Providers

Providers are YAML files in .aura/config/providers/. Each file configures a connection to an LLM backend.

Provider Types

Type	Protocol	Capabilities
`ollama`	Native Ollama API	Chat, embedding, thinking, vision
`llamacpp`	OpenAI-compatible	Chat, reranking, thinking, vision, STT (whisper), TTS (kokoro)
`openrouter`	OpenRouter API	Chat, embedding (cloud models, token auth)
`openai`	OpenAI Responses API	Chat, embedding, transcription, synthesis
`anthropic`	Native Anthropic Messages API	Chat, thinking, vision, tools
`google`	Native Gemini API	Chat, thinking, vision, tools, embedding
`copilot`	GitHub Copilot (dual-protocol)	Chat (GPT via Responses API, Claude via Messages API)
`codex`	OpenAI Plus (Responses API)	Chat (ChatGPT Plus/Pro subscription)

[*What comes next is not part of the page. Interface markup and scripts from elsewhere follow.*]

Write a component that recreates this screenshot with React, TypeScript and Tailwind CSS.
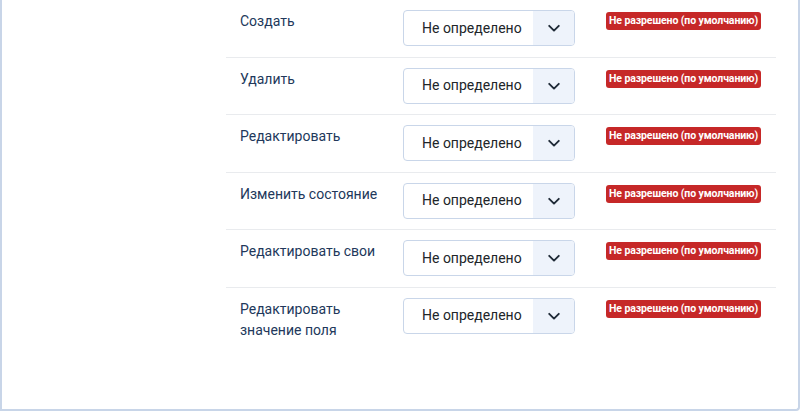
const actions = [
  ['Создать'],
  ['Удалить'],
  ['Редактировать'],
  ['Изменить состояние'],
  ['Редактировать свои'],
  ['Редактировать', 'значение поля'],
];

function ChevronDown() {
  return (
    <svg width="14" height="14" viewBox="0 0 14 14" fill="none">
      <polyline points="2.2,4.8 7,9.6 11.8,4.8" stroke="#1f2a37" strokeWidth="1.9" strokeLinecap="round" strokeLinejoin="round" />
    </svg>
  );
}

function PermissionRow({ label }: { label: string[] }) {
  return (
    <div className="flex items-start pt-[10px] pb-[10.5px] pl-[14px] border-b border-[#e9ebee] last:border-b-0">
      <div className="w-[163px] shrink-0 text-[14px] leading-[21px] text-[#22385b] pt-[1px]">
        {label.map((line) => (
          <div key={line}>{line}</div>
        ))}
      </div>
      <div className="flex h-[36px] w-[172px] shrink-0 rounded-[4px] border border-[#c9d6e9] overflow-hidden bg-white">
        <div className="flex-1 flex items-center pl-[18px] text-[14px] text-[#212529]">Не определено</div>
        <div className="w-[41px] flex items-center justify-center bg-[#eef3fb]">
          <ChevronDown />
        </div>
      </div>
      <span className="ml-[31px] mt-[2px] rounded-[3px] bg-[#c62828] px-[3px] h-[18px] flex items-center text-[10.5px] font-bold text-white tracking-[-0.1px]">
        Не разрешено (по умолчанию)
      </span>
    </div>
  );
}

export default function App() {
  return (
    <div className="w-[800px] h-[411px] bg-white font-['Roboto',sans-serif] border-l-2 border-r-2 border-b-2 border-[#c8d5e8] rounded-br-[4px] overflow-hidden flex">
      <div className="w-[224px] shrink-0" />
      <div className="w-[550px] flex flex-col">
        {actions.map((label) => (
          <PermissionRow key={label.join(' ')} label={label} />
        ))}
      </div>
    </div>
  );
}
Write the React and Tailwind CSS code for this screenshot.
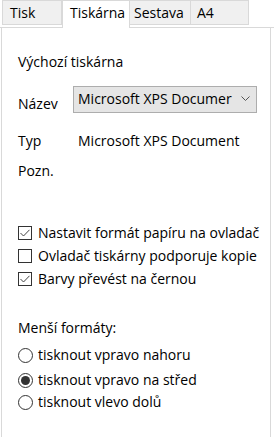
import React from 'react';

const font = { fontFamily: '"Open Sans", "Noto Sans", sans-serif' };

const Tab = ({ label, width, active }) =>
  active ? (
    <div
      className={`${width} h-[28px] bg-white border border-b-0 border-[#d9d9d9] pl-[7px] pt-[2px] leading-[20px] text-black`}
    >
      {label}
    </div>
  ) : (
    <div
      className={`${width} h-[25px] bg-[#f0f0f0] border border-[#d9d9d9] pl-[7px] pt-[2px] leading-[20px] text-black`}
    >
      {label}
    </div>
  );

const Check = ({ checked, label }) => (
  <div className="flex items-center h-[20px]">
    <span className="w-[14px] h-[14px] border border-[#333] bg-white flex items-center justify-center">
      {checked && (
        <svg width="10" height="8" viewBox="0 0 10 8">
          <path d="M0.5 4 L3.5 7 L9.5 0.8" fill="none" stroke="#444" strokeWidth="1" />
        </svg>
      )}
    </span>
    <span className="ml-[6px]">{label}</span>
  </div>
);

const Radio = ({ checked, label, className = '' }) => (
  <div className={`flex items-center h-[20px] ${className}`}>
    <span className="w-[15px] h-[15px] rounded-full border border-[#333] bg-white flex items-center justify-center">
      {checked && <span className="w-[9px] h-[9px] rounded-full bg-[#333]" />}
    </span>
    <span className="ml-[5px]">{label}</span>
  </div>
);

export default function App() {
  return (
    <div className="w-[274px] h-[437px] bg-white text-[14px] text-black overflow-hidden" style={font}>
      <div className="flex items-end w-[274px]">
        <div className="w-[2px] h-[28px] border-b border-[#d9d9d9]" />
        <div className="flex flex-col">
          <Tab label="Tisk" width="w-[60px]" />
          <div className="h-[3px] border-b border-[#d9d9d9]" />
        </div>
        <Tab label="Tiskárna" width="w-[68px]" active />
        <div className="flex flex-col">
          <div className="flex">
            <div className="w-[61px] h-[25px] bg-[#f0f0f0] border border-l-0 border-[#d9d9d9] pl-[4px] pt-[2px] leading-[20px]">
              Sestava
            </div>
            <div className="w-[58px] h-[25px] bg-[#f0f0f0] border border-l-0 border-[#d9d9d9] pl-[6px] pt-[2px] leading-[20px]">
              A4
            </div>
          </div>
          <div className="h-[3px] border-b border-[#d9d9d9]" />
        </div>
        <div className="flex-1 h-[28px] border-b border-[#d9d9d9]" />
      </div>

      <div className="ml-px w-[270px] h-[420px] border-l border-r border-[#d9d9d9] -mt-px pt-[25px] pl-[16px] leading-[20px]">
        <div>Výchozí tiskárna</div>

        <div className="flex items-center mt-[12px]">
          <span className="w-[55px] mt-[10px]">Název</span>
          <div className="w-[184px] h-[27px] bg-[#e5e5e5] border border-[#adadad] flex items-center pl-[4px] pr-[6px]">
            <span className="flex-1 whitespace-nowrap overflow-hidden">Microsoft XPS Documer</span>
            <svg width="9" height="6" viewBox="0 0 9 6" className="ml-[4px]">
              <path d="M0.5 0.5 L4.5 4.5 L8.5 0.5" fill="none" stroke="#555" strokeWidth="1" />
            </svg>
          </div>
        </div>

        <div className="flex mt-[17px]">
          <span className="w-[60px]">Typ</span>
          <span>Microsoft XPS Document</span>
        </div>

        <div className="mt-[10px]">Pozn.</div>

        <div className="mt-[42px] flex flex-col gap-[3px]">
          <Check checked label="Nastavit formát papíru na ovladač" />
          <Check label="Ovladač tiskárny podporuje kopie" />
          <Check checked label="Barvy převést na černou" />
        </div>

        <div className="mt-[29px]">Menší formáty:</div>

        <div className="mt-[7px] flex flex-col">
          <Radio label="tisknout vpravo nahoru" />
          <Radio checked label="tisknout vpravo na střed" className="mt-[5px]" />
          <Radio label="tisknout vlevo dolů" className="mt-[2px]" />
        </div>
      </div>
    </div>
  );
}
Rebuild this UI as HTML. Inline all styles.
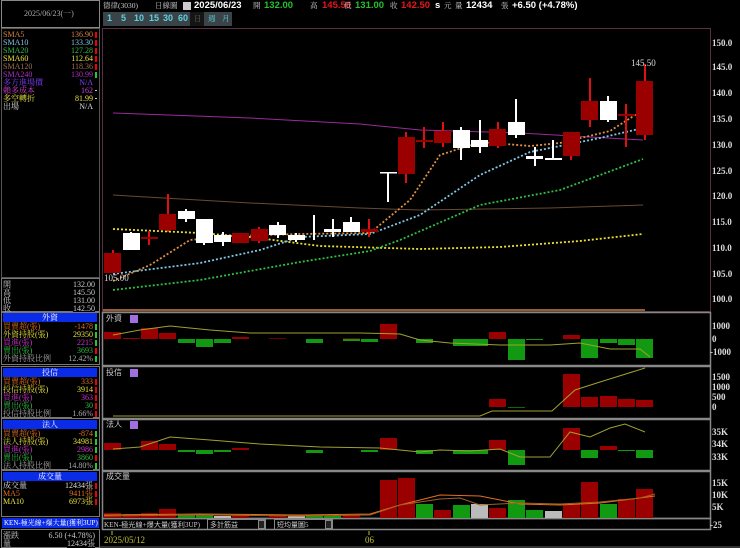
<!DOCTYPE html>
<html><head><meta charset="utf-8"><style>
*{margin:0;padding:0;box-sizing:border-box}
body{width:740px;height:548px;background:#000;overflow:hidden;position:relative;font-family:"Liberation Serif","Noto Serif CJK SC","Noto Sans CJK TC",serif;font-size:9px;color:#ddd}
.a{position:absolute;white-space:nowrap;line-height:1}
.row{position:absolute;left:3px;width:94px;height:9px;font-size:8px;line-height:9px;overflow:hidden}
.row .v{position:absolute;right:4px;background:#000}
.row .m{position:absolute;right:0;width:2px;height:6px;top:2px}
.hd{position:absolute;left:3px;width:94px;height:9px;background:#0a2be8;color:#fff;text-align:center;font-size:8px;line-height:9px}
.box{position:absolute;left:1px;width:99px;border:1px solid #777}
.b{font-family:"Liberation Sans","Noto Sans CJK TC",sans-serif;font-weight:bold;font-size:9.5px}
.s{color:#ccc;font-size:7.5px;top:2px}
.btn{position:absolute;top:14px;color:#5fd0e0;font-family:"Liberation Sans",sans-serif;font-weight:bold;font-size:9px;line-height:1}
</style></head><body>

<div class="box" style="top:0;height:28px;border-color:#888"></div>
<div class="a" style="left:24px;top:10px;color:#aaa;font-size:8px">2025/06/23(一)</div>
<div class="box" style="top:28px;height:250px;border-color:#555"></div>
<div class="row" style="top:30px;color:#d9843a">SMA5<span class="v">136.90</span><span class="m" style="background:#e00"></span></div>
<div class="row" style="top:38px;color:#7fc4e8">SMA10<span class="v">133.30</span><span class="m" style="background:#e00"></span></div>
<div class="row" style="top:46px;color:#2fbf3f">SMA20<span class="v">127.28</span><span class="m" style="background:#e00"></span></div>
<div class="row" style="top:54px;color:#e8e040">SMA60<span class="v">112.64</span><span class="m" style="background:#e00"></span></div>
<div class="row" style="top:62px;color:#a07050">SMA120<span class="v">118.36</span><span class="m" style="background:#e00"></span></div>
<div class="row" style="top:70px;color:#b030c0">SMA240<span class="v">130.99</span><span class="m" style="background:#2c2"></span></div>
<div class="row" style="top:78px;color:#8040ff">多方進場價<span class="v">N/A</span></div>
<div class="row" style="top:86px;color:#d040d0">賴多成本<span class="v">162</span><span class="m" style="background:#ccc;height:1px;top:4px"></span></div>
<div class="row" style="top:94px;color:#e8e040">多空轉折<span class="v">81.99</span><span class="m" style="background:#ccc;height:1px;top:4px"></span></div>
<div class="row" style="top:102px;color:#ddd">出場<span class="v">N/A</span></div>

<div class="box" style="top:278px;height:34px;border-color:#777"></div>
<div class="row" style="top:280px;color:#ccc">開<span class="v" style="right:2px">132.00</span></div>
<div class="row" style="top:288px;color:#ccc">高<span class="v" style="right:2px">145.50</span></div>
<div class="row" style="top:296px;color:#ccc">低<span class="v" style="right:2px">131.00</span></div>
<div class="row" style="top:304px;color:#ccc">收<span class="v" style="right:2px">142.50</span></div>

<div class="box" style="top:312px;height:53px;border-color:#777"></div>
<div class="hd" style="top:313px">外資</div>
<div class="row" style="top:322px;color:#e07020">買賣超(張)<span class="v">-1478</span><span class="m" style="background:#2c2"></span></div>
<div class="row" style="top:330px;color:#e8e040">外資持股(張)<span class="v">29350</span><span class="m" style="background:#2c2"></span></div>
<div class="row" style="top:338px;color:#d030d0">買進(張)<span class="v">2215</span><span class="m" style="background:#2c2"></span></div>
<div class="row" style="top:346px;color:#2fbf3f">賣出(張)<span class="v">3693</span><span class="m" style="background:#e00"></span></div>
<div class="row" style="top:354px;color:#aaa">外資持股比例<span class="v">12.42%</span><span class="m" style="background:#2c2"></span></div>

<div class="box" style="top:366px;height:52px;border-color:#777"></div>
<div class="hd" style="top:368px">投信</div>
<div class="row" style="top:377px;color:#e07020">買賣超(張)<span class="v">333</span><span class="m" style="background:#e00"></span></div>
<div class="row" style="top:385px;color:#e8e040">投信持股(張)<span class="v">3914</span><span class="m" style="background:#e00"></span></div>
<div class="row" style="top:393px;color:#d030d0">買進(張)<span class="v">363</span><span class="m" style="background:#e00"></span></div>
<div class="row" style="top:401px;color:#2fbf3f">賣出(張)<span class="v">30</span><span class="m" style="background:#e00"></span></div>
<div class="row" style="top:409px;color:#aaa">投信持股比例<span class="v">1.66%</span><span class="m" style="background:#e00"></span></div>

<div class="box" style="top:418px;height:52px;border-color:#777"></div>
<div class="hd" style="top:420px">法人</div>
<div class="row" style="top:429px;color:#e07020">買賣超(張)<span class="v">-874</span><span class="m" style="background:#2c2"></span></div>
<div class="row" style="top:437px;color:#e8e040">法人持股(張)<span class="v">34981</span><span class="m" style="background:#2c2"></span></div>
<div class="row" style="top:445px;color:#d030d0">買進(張)<span class="v">2986</span><span class="m" style="background:#2c2"></span></div>
<div class="row" style="top:453px;color:#2fbf3f">賣出(張)<span class="v">3860</span><span class="m" style="background:#e00"></span></div>
<div class="row" style="top:461px;color:#aaa">法人持股比例<span class="v">14.80%</span><span class="m" style="background:#2c2"></span></div>

<div class="box" style="top:470px;height:47px;border-color:#777"></div>
<div class="hd" style="top:472px">成交量</div>
<div class="row" style="top:481px;color:#ddd">成交量<span class="v">12434張</span><span class="m" style="background:#e00"></span></div>
<div class="row" style="top:489px;color:#e07020">MA5<span class="v">9411張</span><span class="m" style="background:#e00"></span></div>
<div class="row" style="top:497px;color:#e8e040">MA10<span class="v">6973張</span><span class="m" style="background:#e00"></span></div>

<div class="a" style="left:2px;top:518px;width:97px;height:10px;background:#0a2be8;color:#fff;font-size:7px;line-height:10px;padding-left:2px;overflow:hidden">KEN-極光線+爆大量(獲利3UP)</div>
<div class="box" style="top:529px;height:19px;border-color:#777"></div>
<div class="row" style="top:531px;color:#ccc">漲跌<span class="v" style="right:2px">6.50 (+4.78%)</span></div>
<div class="row" style="top:539px;color:#ccc">量<span class="v" style="right:2px">12434張</span></div>

<!-- top bar -->
<div class="a s" style="left:103px">德律(3030)</div>
<div class="a s" style="left:155px">日線圖</div>
<div class="a" style="left:183px;top:2px;width:8px;height:8px;background:#ccc"></div>
<div class="a b" style="left:194px;top:1px;color:#fff">2025/06/23</div>
<div class="a s" style="left:253px">開</div>
<div class="a b" style="left:264px;top:1px;color:#22c22a">132.00</div>
<div class="a s" style="left:310px">高</div>
<div class="a b" style="left:322px;top:1px;color:#e8151a">145.50</div>
<div class="a s" style="left:344px">低</div>
<div class="a b" style="left:355px;top:1px;color:#22c22a">131.00</div>
<div class="a s" style="left:390px">收</div>
<div class="a b" style="left:401px;top:1px;color:#e8151a">142.50</div>
<div class="a b" style="left:435px;top:1px;color:#fff">s</div>
<div class="a s" style="left:444px">元</div>
<div class="a s" style="left:455px">量</div>
<div class="a b" style="left:466px;top:1px;color:#fff">12434</div>
<div class="a s" style="left:501px">張</div>
<div class="a b" style="left:512px;top:1px;color:#fff">+6.50 (+4.78%)</div>

<div class="a" style="left:103px;top:12px;width:129px;height:14px;background:#3a4448"></div>
<div class="btn" style="left:107px">1</div>
<div class="btn" style="left:121px">5</div>
<div class="btn" style="left:134px">10</div>
<div class="btn" style="left:149px">15</div>
<div class="btn" style="left:163px">30</div>
<div class="btn" style="left:178px">60</div>
<div class="a" style="left:190px;top:12px;width:14px;height:14px;background:#151515"></div>
<div class="a" style="left:194px;top:15px;color:#666;font-size:7.5px">日</div>
<div class="a" style="left:208px;top:15px;color:#5fd0e0;font-size:7.5px">週</div>
<div class="a" style="left:222px;top:15px;color:#5fd0e0;font-size:7.5px">月</div>

<svg class="a" style="left:0;top:0" width="740" height="548" font-family="Liberation Serif, serif" font-size="9">
<rect x="102.5" y="28.5" width="608" height="283" fill="none" stroke="#5a3040"/>
<g stroke="#888" stroke-width="1.5" fill="none">
<rect x="102.5" y="312.5" width="608" height="53"/>
<rect x="102.5" y="366.5" width="608" height="52"/>
<rect x="102.5" y="419.5" width="608" height="51"/>
<rect x="102.5" y="471.5" width="608" height="47"/>
<rect x="102.5" y="518.5" width="608" height="11"/>
</g>
<line x1="103" y1="310" x2="645" y2="310" stroke="#c08040" stroke-width="1.5"/>
<g fill="#ddd" font-weight="bold" font-size="9">
<text x="712" y="46">150.0</text><text x="712" y="70">145.0</text><text x="712" y="96">140.0</text><text x="712" y="122">135.0</text><text x="712" y="148">130.0</text><text x="712" y="174">125.0</text><text x="712" y="199">120.0</text><text x="712" y="225">115.0</text><text x="712" y="251">110.0</text><text x="712" y="277">105.0</text><text x="712" y="302">100.0</text>
<text x="712" y="329">1000</text><text x="712" y="342">0</text><text x="710" y="355">-1000</text>
<text x="712" y="380">1500</text><text x="712" y="390">1000</text><text x="712" y="400">500</text><text x="712" y="410">0</text>
<text x="712" y="435">35K</text><text x="712" y="447">34K</text><text x="712" y="460">33K</text>
<text x="712" y="486">15K</text><text x="712" y="498">10K</text><text x="712" y="510">5K</text><text x="710" y="528">-25</text>
</g>
<polyline points="113,113 250,118 360,124 420,130 520,133 643,140" fill="none" stroke="#9a2a9a" stroke-width="1"/>
<polyline points="113,195 250,203 360,208 420,210 550,208 643,205" fill="none" stroke="#6a4a30" stroke-width="1"/>
<g fill="none" stroke-width="1.8" stroke-dasharray="2 2">
<polyline points="113,229 200,233 250,237 320,246 420,249 500,247 580,241 643,234" stroke="#e8e030"/>
<polyline points="113,290 200,280 300,262 370,251 400,240 480,205 560,190 643,159" stroke="#30c040"/>
<polyline points="113,274 200,263 260,250 300,237 370,234 420,215 480,175 530,152 600,138 643,128" stroke="#80c8e8"/>
<polyline points="113,281 150,265 190,240 230,236 300,234 370,233 410,200 440,155 480,142 530,146 560,143 610,131 643,110" stroke="#e09040"/>
</g>
<g stroke-width="2">
<g stroke="#e01010"><line x1="113" y1="250" x2="113" y2="273"/><line x1="149" y1="231" x2="149" y2="245"/><line x1="168" y1="194" x2="168" y2="232"/><line x1="241" y1="233" x2="241" y2="243"/><line x1="259" y1="227" x2="259" y2="243"/><line x1="369" y1="219" x2="369" y2="237"/><line x1="406" y1="132" x2="406" y2="183"/><line x1="424" y1="127" x2="424" y2="148"/><line x1="443" y1="122" x2="443" y2="147"/><line x1="498" y1="122" x2="498" y2="148"/><line x1="571" y1="132" x2="571" y2="160"/><line x1="590" y1="78" x2="590" y2="127"/><line x1="626" y1="104" x2="626" y2="147"/><line x1="645" y1="64" x2="645" y2="140"/></g>
<g stroke="#fff"><line x1="131" y1="232" x2="131" y2="250"/><line x1="186" y1="209" x2="186" y2="222"/><line x1="204" y1="219" x2="204" y2="245"/><line x1="223" y1="232" x2="223" y2="246"/><line x1="278" y1="222" x2="278" y2="238"/><line x1="296" y1="233" x2="296" y2="242"/><line x1="314" y1="215" x2="314" y2="240"/><line x1="333" y1="219" x2="333" y2="237"/><line x1="351" y1="217" x2="351" y2="232"/><line x1="388" y1="172" x2="388" y2="202"/><line x1="461" y1="127" x2="461" y2="160"/><line x1="480" y1="120" x2="480" y2="153"/><line x1="516" y1="99" x2="516" y2="138"/><line x1="535" y1="147" x2="535" y2="166"/><line x1="553" y1="140" x2="553" y2="160"/><line x1="608" y1="96" x2="608" y2="122"/></g>
</g>
<g fill="#9a0000">
<rect x="104" y="253" width="17" height="20"/><rect x="141" y="237" width="17" height="2"/><rect x="159" y="214" width="17" height="16"/><rect x="232" y="233" width="17" height="10"/><rect x="251" y="229" width="17" height="12"/><rect x="361" y="229" width="17" height="3"/><rect x="398" y="137" width="17" height="37"/><rect x="416" y="140" width="17" height="2"/><rect x="434" y="131" width="17" height="12"/><rect x="489" y="129" width="17" height="17"/><rect x="563" y="132" width="17" height="24"/><rect x="581" y="101" width="17" height="19"/><rect x="618" y="114" width="17" height="2"/><rect x="636" y="81" width="17" height="54"/>
</g>
<g fill="#fff">
<rect x="123" y="233" width="17" height="17"/><rect x="178" y="211" width="17" height="8"/><rect x="196" y="219" width="17" height="24"/><rect x="214" y="235" width="17" height="7"/><rect x="269" y="225" width="17" height="10"/><rect x="288" y="235" width="17" height="5"/><rect x="324" y="229" width="17" height="3"/><rect x="343" y="222" width="17" height="10"/><rect x="380" y="172" width="17" height="1.5"/><rect x="453" y="130" width="17" height="18"/><rect x="471" y="140" width="17" height="7"/><rect x="508" y="122" width="17" height="13"/><rect x="526" y="156" width="17" height="3"/><rect x="545" y="158" width="17" height="2"/><rect x="600" y="101" width="17" height="19"/>
</g>
<text x="631" y="66" fill="#ddd">145.50</text>
<text x="104" y="281" fill="#ddd">105.00</text>

<text x="106" y="321" fill="#ccc" font-size="8">外資</text><rect x="130" y="315" width="8" height="8" fill="#a070e0"/>
<g fill="#9a0000"><rect x="104" y="332" width="17" height="7"/><rect x="123" y="338" width="17" height="1"/><rect x="141" y="328" width="17" height="11"/><rect x="159" y="333" width="17" height="6"/><rect x="232" y="337" width="17" height="2"/><rect x="380" y="324" width="17" height="15"/><rect x="489" y="332" width="17" height="7"/><rect x="563" y="335" width="17" height="4"/><rect x="269" y="338" width="17" height="1" fill="#600"/><rect x="343" y="338" width="17" height="1" fill="#600"/></g>
<g fill="#119a11"><rect x="178" y="339" width="17" height="4"/><rect x="196" y="339" width="17" height="8"/><rect x="214" y="339" width="17" height="4"/><rect x="306" y="339" width="17" height="4"/><rect x="343" y="339" width="17" height="2"/><rect x="361" y="339" width="17" height="3"/><rect x="416" y="339" width="17" height="4"/><rect x="453" y="339" width="35" height="7"/><rect x="508" y="339" width="17" height="21"/><rect x="526" y="339" width="17" height="1"/><rect x="581" y="339" width="17" height="19"/><rect x="600" y="339" width="17" height="4"/><rect x="618" y="339" width="17" height="6"/><rect x="636" y="339" width="17" height="19"/></g>
<polyline points="113,335 140,330 170,326 210,330 250,333 300,333 360,333 400,334 420,340 450,343 500,345 550,345 580,343 610,349 640,349 650,357" fill="none" stroke="#a0a030" stroke-width="1"/>
<text x="106" y="375" fill="#ccc" font-size="8">投信</text><rect x="130" y="369" width="8" height="8" fill="#a070e0"/>
<g fill="#9a0000"><rect x="489" y="399" width="17" height="8"/><rect x="563" y="374" width="17" height="33"/><rect x="581" y="397" width="17" height="10"/><rect x="600" y="396" width="17" height="11"/><rect x="618" y="399" width="17" height="8"/><rect x="636" y="400" width="17" height="7"/></g>
<rect x="508" y="407" width="17" height="1" fill="#0a6a0a"/>
<polyline points="113,416 480,416 492,411 552,411 575,390 600,382 645,368" fill="none" stroke="#a0a030" stroke-width="1"/>
<text x="106" y="427" fill="#ccc" font-size="8">法人</text><rect x="130" y="421" width="8" height="8" fill="#a070e0"/>
<g fill="#9a0000"><rect x="104" y="443" width="17" height="7"/><rect x="141" y="441" width="17" height="9"/><rect x="159" y="444" width="17" height="6"/><rect x="232" y="448" width="17" height="2"/><rect x="380" y="438" width="17" height="12"/><rect x="489" y="440" width="17" height="10"/><rect x="563" y="428" width="17" height="22"/><rect x="600" y="446" width="17" height="4"/></g>
<g fill="#119a11"><rect x="178" y="450" width="17" height="2"/><rect x="196" y="450" width="17" height="4"/><rect x="214" y="450" width="17" height="2"/><rect x="306" y="450" width="17" height="3"/><rect x="361" y="450" width="17" height="2"/><rect x="416" y="450" width="17" height="4"/><rect x="453" y="450" width="35" height="4"/><rect x="508" y="450" width="17" height="15"/><rect x="581" y="450" width="17" height="8"/><rect x="618" y="450" width="17" height="1"/><rect x="636" y="450" width="17" height="8"/></g>
<polyline points="113,449 140,447 170,437 210,440 260,444 320,447 380,448 420,452 440,450 470,451 500,449 520,457 550,457 570,432 590,437 610,428 625,424 645,432" fill="none" stroke="#a0a030" stroke-width="1"/>
<text x="106" y="479" fill="#ccc" font-size="8">成交量</text>
<g fill="#9a0000"><rect x="104" y="513" width="17" height="5"/><rect x="123" y="514" width="17" height="4"/><rect x="141" y="513" width="17" height="5"/><rect x="159" y="509" width="17" height="9"/><rect x="232" y="515" width="17" height="3"/><rect x="269" y="515" width="17" height="3"/><rect x="343" y="515" width="17" height="3"/><rect x="380" y="480" width="17" height="38"/><rect x="398" y="478" width="17" height="40"/><rect x="434" y="510" width="17" height="8"/><rect x="489" y="508" width="17" height="10"/><rect x="563" y="504" width="17" height="14"/><rect x="581" y="482" width="17" height="36"/><rect x="618" y="499" width="17" height="19"/><rect x="636" y="489" width="17" height="29"/></g>
<g fill="#119a11"><rect x="178" y="515" width="17" height="3"/><rect x="196" y="515" width="17" height="3"/><rect x="306" y="515" width="17" height="3"/><rect x="324" y="516" width="17" height="2"/><rect x="416" y="504" width="17" height="14"/><rect x="453" y="505" width="17" height="13"/><rect x="508" y="500" width="17" height="18"/><rect x="526" y="510" width="17" height="8"/><rect x="600" y="504" width="17" height="14"/></g>
<g fill="#bbb"><rect x="214" y="516" width="17" height="2"/><rect x="288" y="516" width="17" height="2"/><rect x="471" y="504" width="17" height="14"/><rect x="545" y="511" width="17" height="7"/></g>
<polyline points="104,515 200,514 300,515 370,514 400,505 440,495 480,496 520,504 560,505 600,503 640,498 655,496" fill="none" stroke="#e07020" stroke-width="1"/>
<polyline points="104,516 200,515 300,516 370,515 400,505 440,499 460,498 480,505 520,503 560,504 600,502 640,498 655,494" fill="none" stroke="#a06020" stroke-width="1"/>
<text x="104" y="527" fill="#ccc" font-size="7" textLength="96" lengthAdjust="spacingAndGlyphs">KEN-極光線+爆大量(獲利3UP)</text>
<rect x="207.5" y="519.5" width="58" height="10" fill="none" stroke="#888"/><text x="210" y="527" fill="#ccc" font-size="7">多計筋益</text><rect x="258.5" y="520.5" width="6" height="8" fill="#222" stroke="#888"/>
<rect x="274.5" y="519.5" width="58" height="10" fill="none" stroke="#888"/><text x="277" y="527" fill="#ccc" font-size="7">短均量圖5</text><rect x="325.5" y="520.5" width="6" height="8" fill="#222" stroke="#888"/>
<line x1="112" y1="531" x2="112" y2="535" stroke="#c0c030"/><line x1="369" y1="531" x2="369" y2="535" stroke="#c0c030"/>
<text x="104" y="543" fill="#c0c030" font-size="9">2025/05/12</text>
<text x="365" y="543" fill="#c0c030" font-size="9">06</text>
<rect x="100" y="546" width="640" height="2" fill="#333"/>
</svg>
</body></html>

All providers implement a 4-method core interface (Chat, Models, Model, Estimate). Optional capabilities use opt-in interfaces discovered via providers.As[T](provider).

YAML Schema

provider_name:
  # Required for most providers; optional for anthropic/google (have defaults).
  url: http://host.docker.internal:11434

  # Determines which API protocol to use (required).
  # Values: ollama, llamacpp, openrouter, openai, anthropic, google, copilot, codex.
  type: ollama

  # Auth token. Falls back to AURA_PROVIDERS_{NAME}_TOKEN env var.
  # token: ""

  # How long models stay loaded in VRAM (Ollama only). Go duration syntax.
  # keep_alive: 15m

  # Wait for server to start responding. Does not affect streaming. Default: 5m.
  # timeout: 5m

  # Model visibility filter for `aura models` and `/model`.
  # Does NOT affect --model flag or feature agents.
  models:
    include: [] # Glob patterns — empty means all
    exclude: [] # Applied after include

  # Declared capabilities. Empty = all assumed.
  # Values: chat, embed, rerank, transcribe, synthesize.
  # capabilities: []

  # Retry for transient Chat() failures. Disabled by default (max_attempts: 0).
  # Only applies to ollama/llamacpp — other providers have built-in retry.
  retry:
    max_attempts: 0
    base_delay: 1s
    max_delay: 30s

Token Resolution

token field in provider YAML — supports $VAR / ${VAR} expansion
AURA_PROVIDERS_{NAME}_TOKEN environment variable
Value from --env-file

openrouter:
  type: openrouter
  url: https://openrouter.ai/api/v1
  token: ${OPENROUTER_API_KEY}

anthropic:
  type: anthropic
  token: ${ANTHROPIC_API_KEY}

Examples

# Ollama (local)
my_ollama:
  url: http://host.docker.internal:11434
  type: ollama
  keep_alive: 15m
  models:
    exclude: ["*embed*"]

# OpenAI (also works for Groq, DeepSeek, or any /v1/responses-compatible service)
openai:
  url: https://api.openai.com/v1
  type: openai
  timeout: 5m

# Anthropic — URL defaults to https://api.anthropic.com
anthropic:
  type: anthropic
  timeout: 5m

# Google Gemini — URL defaults to Google's endpoint
google:
  type: google
  timeout: 5m

# GitHub Copilot — authenticate via `aura login copilot` or AURA_PROVIDERS_COPILOT_TOKEN
copilot:
  type: copilot
  timeout: 5m

# ChatGPT Plus/Pro — authenticate via `aura login codex` or AURA_PROVIDERS_CODEX_TOKEN
codex:
  type: codex
  timeout: 5m

Catwalk Registry

Model capabilities (context length, vision, thinking levels) are enriched at startup using Catwalk metadata. Aura ships with compiled-in embedded data for offline use. On startup it fetches fresh data and caches it to .aura/cache/catwalk/; on failure it falls back to the disk cache then the embedded data.

Enrichment only fills gaps — it never overwrites capabilities reported by the provider API. Applies to anthropic, openai, and google (their listing APIs return only model IDs). Other providers build capabilities inline from their own API responses.

Use --no-cache to force a fresh fetch, or aura cache clean to delete cached data.

Add as many providers as needed — create new YAML files in providers/. Any provider type can use a custom URL (remote Ollama instance, self-hosted OpenAI-compatible server, etc.).